I was not riveted by Riven
Pearce points out that Uru Myst and other MMOWs and MMORPGs influence the behavior of their players. Uru players in particular, already seemed to have a lot in common with each other prior to playing together in that world. Most were already intimately familiar with Myst and its narrative and gameplay mechanics. Most did not like or play other types of games, and they typically had a negative impression of games that included violence and killing. They were, in short, very much different from the average gamer. Myst, it seems, in being such a different kind of game, courted a very different type of gamer and I can personally attest to that. In the summer of 1998, just before I left for Marine Corps boot camp, I purchased the game, Riven, for my PSX (the original Playstation is now commonly referred to as the PSX). Riven is the sequel to Myst and it got very high reviews in gaming magazines of the time, so I purchased it based on those reviews and a very flawed assumption that it would have at least some similarities with my then-favorite RPG, Final Fantasy VIII. I would soon regret it. With the exception of games like Number Munchers and The Oregon Trail that I played in elementary school on Apple IIe computers, I'd never played a computer game. Myst (Riven) was a PC game that was ported to the PSX, and it was a very different experience than I was expecting. There was no dynamic action, no on screen character (it was completely first-person), no explosions or violence...in short, nothing that a testosterone-laden, teenage boy expected from a videogame. I was bored to tears with Riven, but this underscores Pearce's observation that game worlds attract certain gamers. I wasn't, at that time, the type of gamer that would have gravitated to Myst, and I only purchased the game for lack of proper research on my behalf. It was not a homeworld designed for me, and I would not have conformed to it the way TGU members willingly and eagerly did. That is not to say that it isn't a valid homeworld, because it is. The way the TGU members fought for their world, the way they congregated hours before their community was shutdown, and the way they migrated to new online worlds afterwards attests to the importance and validity of this digital world to its denizens.


Questions:
1) Does the experience TGU suffered by having their gaming world shutdown elicit more, less, or equal pity from you than that of real world communities that are shut down?

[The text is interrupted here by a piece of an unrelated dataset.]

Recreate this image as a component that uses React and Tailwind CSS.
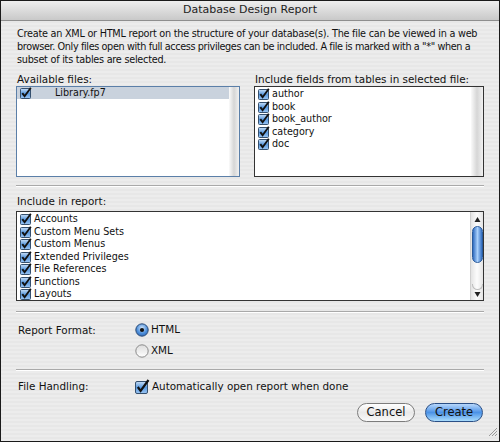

2) The Myst shaped and/or confined the behavior of those that participated in its online world, attracting certain people to the game. Do you think society is more or less influential on your personal behavior than a gameworld is on its players?

3) Do you think hospitals and therapy institutions should implement an online world where patients can create avatars and convene with each other in order to facilitate the healing process?